There is no left-right divide in the United States

Photo courtesy of Pixabay user 12019.

Throughout the news, you often hear various political commentators and publications discuss how the left-right divide is ruining the United States.

What if I were to tell you that there was no such thing as a left-right divide in the United States, but instead there was only a right-wing party and a further right-wing party?

This might sound strange, but in reality we are divided mostly by identity politics and economic class instead of the true meanings of the political philosophies of the left and right.

Many Democratic presidents can be seen as moderately right-wing. For example, during the 1990s, President Clinton was to the right of most Democrats. He balanced the budget through conservative spending and enacted the “Don’t ask don’t tell” policy.
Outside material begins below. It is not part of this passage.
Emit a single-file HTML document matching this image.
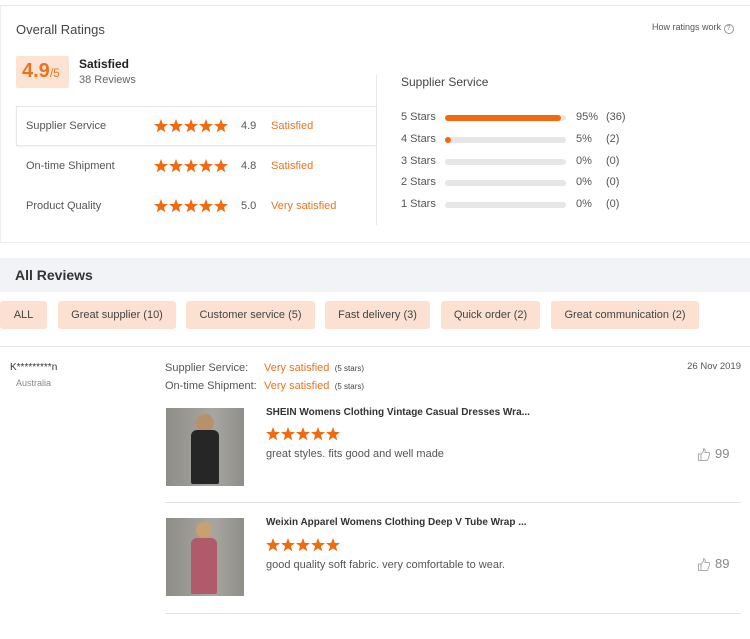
<!DOCTYPE html>
<html><head><meta charset="utf-8"><style>
*{margin:0;padding:0;box-sizing:border-box}
body{width:750px;height:639px;background:#fff;font-family:"Liberation Sans",Arial,sans-serif;color:#333;position:relative;overflow:hidden}
.a{position:absolute;white-space:nowrap}
.sm{font-size:11px;color:#555}
.or{color:#e8741f}
.bar{position:absolute;left:445px;width:121px;height:6px;border-radius:3px;background:#e6e6e6}
.tag{position:absolute;top:301px;height:28px;background:#fce0d1;border-radius:3px;font-size:11px;color:#444;text-align:center;line-height:28px}
</style></head><body>
<svg width="0" height="0" style="position:absolute"><defs>
<polygon id="s" points="7,0 8.8,4.9 14,5.1 9.9,8.3 11.3,13.3 7,10.4 2.7,13.3 4.1,8.3 0,5.1 5.2,4.9" fill="#f26a0f"/>
<g id="s5"><use href="#s" x="0"/><use href="#s" x="15"/><use href="#s" x="30"/><use href="#s" x="45"/><use href="#s" x="60"/></g>
<g id="th"><path d="M1.5 6 H4 V12.5 H1.5 Z M4 6.5 L6.5 3 V0.8 C7.8 0.8 8.5 2 8 4.5 H11.5 C12.5 4.5 12.8 5.5 12.5 6.3 L11 11.5 C10.7 12.3 10.2 12.5 9.5 12.5 H4" fill="none" stroke="#aaa" stroke-width="1"/></g>
</defs></svg>
<div class="a" style="left:0;top:5px;width:750px;height:238px;border-top:1px solid #e8e8e8;border-left:1px solid #eee;border-bottom:1px solid #eee"></div>
<div class="a" style="left:16px;top:22px;font-size:13px;color:#444">Overall Ratings</div>
<div class="a" style="left:652px;top:22px;font-size:9px;color:#555">How ratings work <span style="display:inline-block;width:10px;height:10px;border:1px solid #999;border-radius:50%;font-size:7px;text-align:center;line-height:8px;color:#888">?</span></div>
<div class="a" style="left:16px;top:56px;width:53px;height:32px;background:#fde3d3;border-radius:2px"></div>
<div class="a" style="left:22px;top:60px;font-size:20px;font-weight:bold;color:#e8741f">4.9<span style="font-size:12px;font-weight:normal">/5</span></div>
<div class="a" style="left:79px;top:57px;font-size:12px;font-weight:bold;color:#222">Satisfied</div>
<div class="a" style="left:79px;top:74px;font-size:11px;color:#666">38 Reviews</div>
<div class="a" style="left:376px;top:75px;width:1px;height:150px;background:#e8e8e8"></div>
<div class="a" style="left:16px;top:106px;width:360px;height:40px;border:1px solid #e6e6e6;border-right:none;box-shadow:0 1px 2px rgba(0,0,0,.05)"></div>
<div class="a sm" style="left:26px;top:120px">Supplier Service</div>
<svg class="a" style="left:154px;top:119px" width="75" height="14"><use href="#s5"/></svg>
<div class="a sm" style="left:241px;top:120px">4.9</div>
<div class="a sm or" style="left:271px;top:120px">Satisfied</div>
<div class="a sm" style="left:26px;top:160px">On-time Shipment</div>
<svg class="a" style="left:154px;top:159px" width="75" height="14"><use href="#s5"/></svg>
<div class="a sm" style="left:241px;top:160px">4.8</div>
<div class="a sm or" style="left:271px;top:160px">Satisfied</div>
<div class="a sm" style="left:26px;top:200px">Product Quality</div>
<svg class="a" style="left:154px;top:199px" width="75" height="14"><use href="#s5"/></svg>
<div class="a sm" style="left:241px;top:200px">5.0</div>
<div class="a sm or" style="left:271px;top:200px">Very satisfied</div>
<div class="a" style="left:401px;top:75px;font-size:12px;color:#444">Supplier Service</div>
<div class="a sm" style="left:401px;top:111px">5 Stars</div><div class="bar" style="top:115px"><div style="width:116px;height:6px;border-radius:3px;background:#f26a0f"></div></div><div class="a sm" style="left:576px;top:111px">95%</div><div class="a sm" style="left:606px;top:111px">(36)</div>
<div class="a sm" style="left:401px;top:133px">4 Stars</div><div class="bar" style="top:137px"><div style="width:6px;height:6px;border-radius:3px;background:#f26a0f"></div></div><div class="a sm" style="left:576px;top:133px">5%</div><div class="a sm" style="left:606px;top:133px">(2)</div>
<div class="a sm" style="left:401px;top:155px">3 Stars</div><div class="bar" style="top:159px"></div><div class="a sm" style="left:576px;top:155px">0%</div><div class="a sm" style="left:606px;top:155px">(0)</div>
<div class="a sm" style="left:401px;top:176px">2 Stars</div><div class="bar" style="top:180px"></div><div class="a sm" style="left:576px;top:176px">0%</div><div class="a sm" style="left:606px;top:176px">(0)</div>
<div class="a sm" style="left:401px;top:198px">1 Stars</div><div class="bar" style="top:202px"></div><div class="a sm" style="left:576px;top:198px">0%</div><div class="a sm" style="left:606px;top:198px">(0)</div>

<div class="a" style="left:0;top:258px;width:750px;height:34px;background:#f2f3f7"></div>
<div class="a" style="left:15px;top:267px;font-size:14px;font-weight:bold;color:#333">All Reviews</div>
<div class="tag" style="left:0;width:47px">ALL</div>
<div class="tag" style="left:58px;width:118px">Great supplier (10)</div>
<div class="tag" style="left:186px;width:129px">Customer service (5)</div>
<div class="tag" style="left:325px;width:105px">Fast delivery (3)</div>
<div class="tag" style="left:441px;width:99px">Quick order (2)</div>
<div class="tag" style="left:551px;width:148px">Great communication (2)</div>
<div class="a" style="left:0;top:346px;width:750px;height:1px;background:#e6e6e6"></div>

<div class="a" style="left:10px;top:362px;font-size:10px;color:#333">K*********n</div>
<div class="a" style="left:16px;top:378px;font-size:9px;color:#888">Australia</div>
<div class="a sm" style="left:165px;top:362px">Supplier Service:</div>
<div class="a sm or" style="left:264px;top:362px">Very satisfied <span style="font-size:8px;color:#444">&nbsp;(5 stars)</span></div>
<div class="a sm" style="left:165px;top:380px">On-time Shipment:</div>
<div class="a sm or" style="left:264px;top:380px">Very satisfied <span style="font-size:8px;color:#444">&nbsp;(5 stars)</span></div>
<div class="a" style="right:9px;top:361px;font-size:9.5px;color:#555">26 Nov 2019</div>

<div class="a" style="left:166px;top:408px;width:78px;height:78px;background:linear-gradient(90deg,#8e8d88,#a7a6a1 60%,#8f8e89)"></div>
<div class="a" style="left:196px;top:414px;width:18px;height:18px;border-radius:50%;background:#b8916a"></div>
<div class="a" style="left:191px;top:430px;width:28px;height:54px;background:#262626;border-radius:6px 6px 2px 2px"></div>
<div class="a" style="left:266px;top:407px;font-size:10px;font-weight:bold;color:#333">SHEIN Womens Clothing Vintage Casual Dresses Wra...</div>
<svg class="a" style="left:266px;top:427px" width="75" height="14"><use href="#s5"/></svg>
<div class="a sm" style="left:266px;top:448px">great styles. fits good and well made</div>
<svg class="a" style="left:697px;top:448px" width="14" height="14"><use href="#th"/></svg>
<div class="a" style="left:715px;top:446px;font-size:13px;color:#888">99</div>
<div class="a" style="left:165px;top:502px;width:576px;height:1px;background:#e3e3e3"></div>

<div class="a" style="left:166px;top:518px;width:78px;height:78px;background:linear-gradient(90deg,#8e8d88,#a7a6a1 60%,#8f8e89)"></div>
<div class="a" style="left:196px;top:522px;width:16px;height:16px;border-radius:50%;background:#c9a070"></div>
<div class="a" style="left:191px;top:538px;width:26px;height:56px;background:#b05a6c;border-radius:6px 6px 2px 2px"></div>
<div class="a" style="left:266px;top:517px;font-size:10px;font-weight:bold;color:#333">Weixin Apparel Womens Clothing Deep V Tube Wrap ...</div>
<svg class="a" style="left:266px;top:538px" width="75" height="14"><use href="#s5"/></svg>
<div class="a sm" style="left:266px;top:559px">good quality soft fabric. very comfortable to wear.</div>
<svg class="a" style="left:697px;top:558px" width="14" height="14"><use href="#th"/></svg>
<div class="a" style="left:715px;top:556px;font-size:13px;color:#888">89</div>
<div class="a" style="left:165px;top:613px;width:576px;height:1px;background:#e3e3e3"></div>
</body></html>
Another example is President Barack Obama. Instead of implementing radical change during the Great Recession, President Obama continued Bush-era economic stimulus plans. President Obama also deported millions of illegal immigrants, more than any other president, often viewed as a right-wing position. Obama’s conservatism is last seen in his Affordable Care Act, taken from the Heritage Foundation, a right-wing think tank.

Ronald Reagan and George W. Bush demonstrate the Republican Party’s even farther right-wing stances on economic and social issues.

President Reagan’s policies led to the rise of neoliberalism. Neoliberalism purports that economic growth can be attained through lowering taxes, easing trade barriers, deregulating the economy, and decreasing government spending. Under both Reagan and Bush, civil rights were almost completely eliminated. For example, President Reagan tried to repeal the Civil Rights Act Of 1965, while Bush passed the Patriot Act.

European politics, on the other hand, display much more typically left-wing positions, as seen in the United Kingdom’s Labour Party, which is much further to the left than Democrats.

For example, the Labour Party supports staying in the European Union, free university, and the abolition of unpaid internships. Labour is also to the left of Democrats on social policy – they are in favor of stricter environmental protection, a ban on hunting, and more relaxation of immigration policies.

There is some agreement between the two parties, however. Democrats and Labour both support universal healthcare, strong financial regulation, and higher taxes on the wealthy. They also both promote LGBTQ rights, gun control, and environmental protection.

Nevertheless, the UK Conservative Party is still to the left of the Republican Party. The Tories are noticeably to the left when it comes to social issues. Much of the GOP supports tougher immigration regulations, and opposes marriage equality and abortion. Meanwhile, much of the Conservative Party takes a moderate stance of immigration, and supports gay marriage and abortion (with certain limits).

When it comes to economic issues, the Tories want public spending to be controlled, believe in some market regulation, and support the United Kingdom’s National Health Service. This is in contrast to the Republican Party, which supports lowering taxes for the top income brackets, is against a single-payer healthcare system, and is for deregulation of certain sectors of the market.

Let us listen to both sides of the argument, and see which one is the right choice for the problem at hand. As President John F. Kennedy once said, “Let us not seek the Republican answer or the Democratic answer, but the right answer. Let us not seek to fix the blame for the past. Let us accept our own responsibility for the future.”